Monday, May 07, 2007

THIS WEEK'S FINDS
week of May 6-12

Have you entered the new contest yet? The prize this time is a full-length CD plus a 7-inch vinyl single from the band Mason Proper, a recent "This Week's Finds" featured artist. You don't have to have heard of them to win, and you never know, they might just become your new favorite band.

"Flesh and Spirits" - the Gena Rowlands Band
With a free-flowing vibe, unusual instrumentation, and a vocalist who sounds like an actual grown-up, "Flesh and Spirits" has very little in common with what we've come to think of as "indie rock," and we are all the better for it. Centered around a ruminative electric piano and some itchy, jazz-tinged drumming, "Flesh and Spirits" avoids veering off into a loungey vagueness thanks largely to Bob Massey's rich, evocative singing--there's something in his voice that adds appreciably to the music itself. Listen to the chorus in particular and how, following the violin's lead, he transforms a relatively simple ascending melody (beginning at 1:02) into something sensational and heart-opening. Like the title's dichotomy, the song seems built on twin supports of matter and essence, which keeps the piece grounded even during its more abstract moments (for instance, the edgy instrumental break that starts at 2:49, matching mournful string lines against a sputtering electronically enhanced beat). The Gena Rowlands Band--no relation to the actress of the same name--is an ensemble from Washington, D.C. that Massey assembles whenever and however he feels like it from a rotating cast of a dozen musicians; "Flesh and Spirits" is the title track to the group's third CD, which was released last month on Lujo Records. The MP3 is via the Lujo site.

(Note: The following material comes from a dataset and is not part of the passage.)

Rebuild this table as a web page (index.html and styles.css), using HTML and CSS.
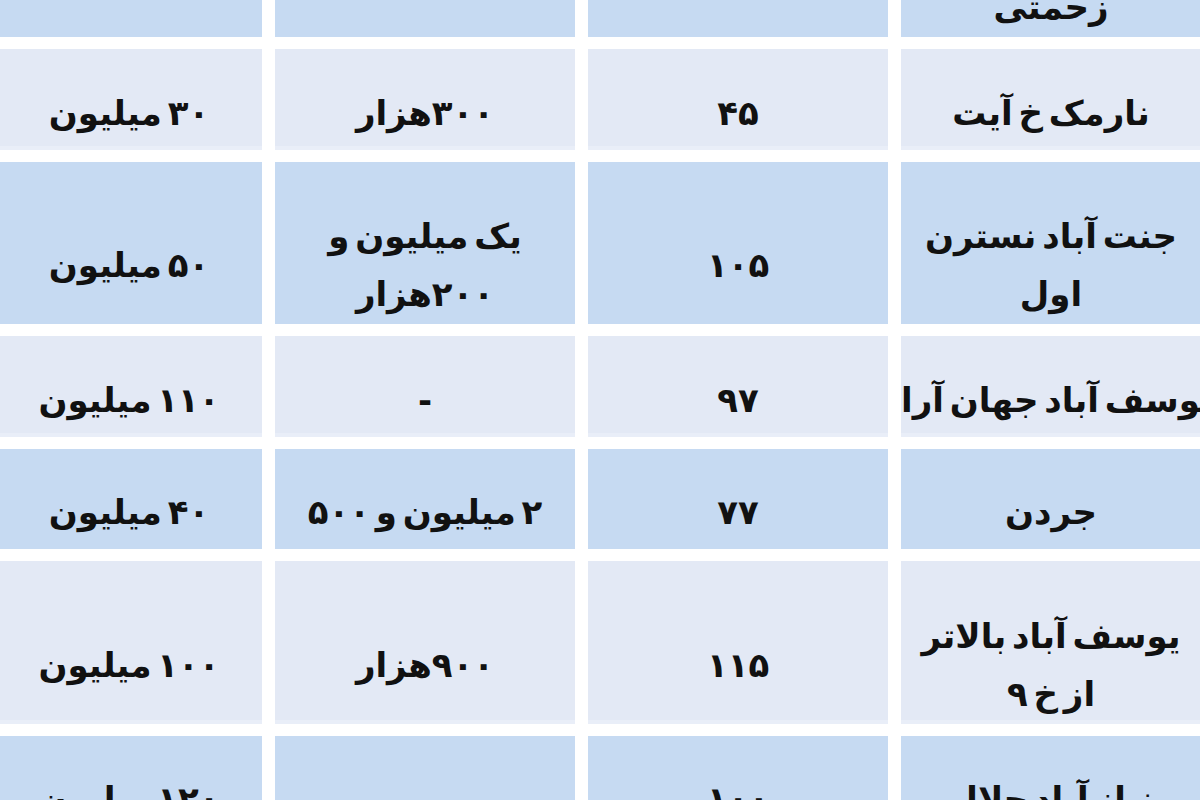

"All the Same Mistakes" - Mieka Pauley
The Boston-based, Harvard-educated Pauley sings here like a tantalizing cross between Cat Power and Sarah McLachlan, with a smidgen of Suzanne Vega thrown in. The crisp, disciplined production highlights the song's canny melodic appeal, and just when you think you've heard what it has to say, things take one left turn, and then another. First, around 2:30, the song all but grinds to a halt, reborn briefly as a lilting, slow-motion waltz and then transforming again through its original setting into an unexpectedly blistering recapulation, complete with slightly phased vocals, electric guitar, and bashy drums. "All the Same Mistakes" is a song that will be found on Pauley's next CD, scheduled for release this summer. The MP3 is available via her site.

"Kid Gloves" - Voxtrot
Then again, not that there's anything wrong with what we've come to think of as indie rock (see Gena Rowlands band entry, above), as I think is clear from this casually splendid new track from the Austin quintet Voxtrot. This one has a neo-New-Romantic feeling, with its '80s-club beat and melodramatic melody. (And speaking of the so-called "New Romantics," am I being fooled by the name overlap or is there something vaguely Ultravox-like going on with these guys?) What transports this one, for me, in particular is that part of the chorus when Ramesh Srivastava sings: "I have no choice but to put you in back of me"--geez, everything about that line melodically and harmonically is just plain wonderful, from the chord underpinning the word "choice" to the satisfying way the melody inches up by whole steps then dives back down a fifth (and, as always, much better to listen than to read about it). Voxtrot may be the best-known band in the U.S. that has yet to release a full-length CD, thanks to some sizable web love over the last couple of years, but "Kid Gloves" is in fact from their forthcoming debut non-EP release, entitled simply Voxtrot, set to be out on the Playlouder label later this month. The MP3 is via Spinner, the AOL indie music blog.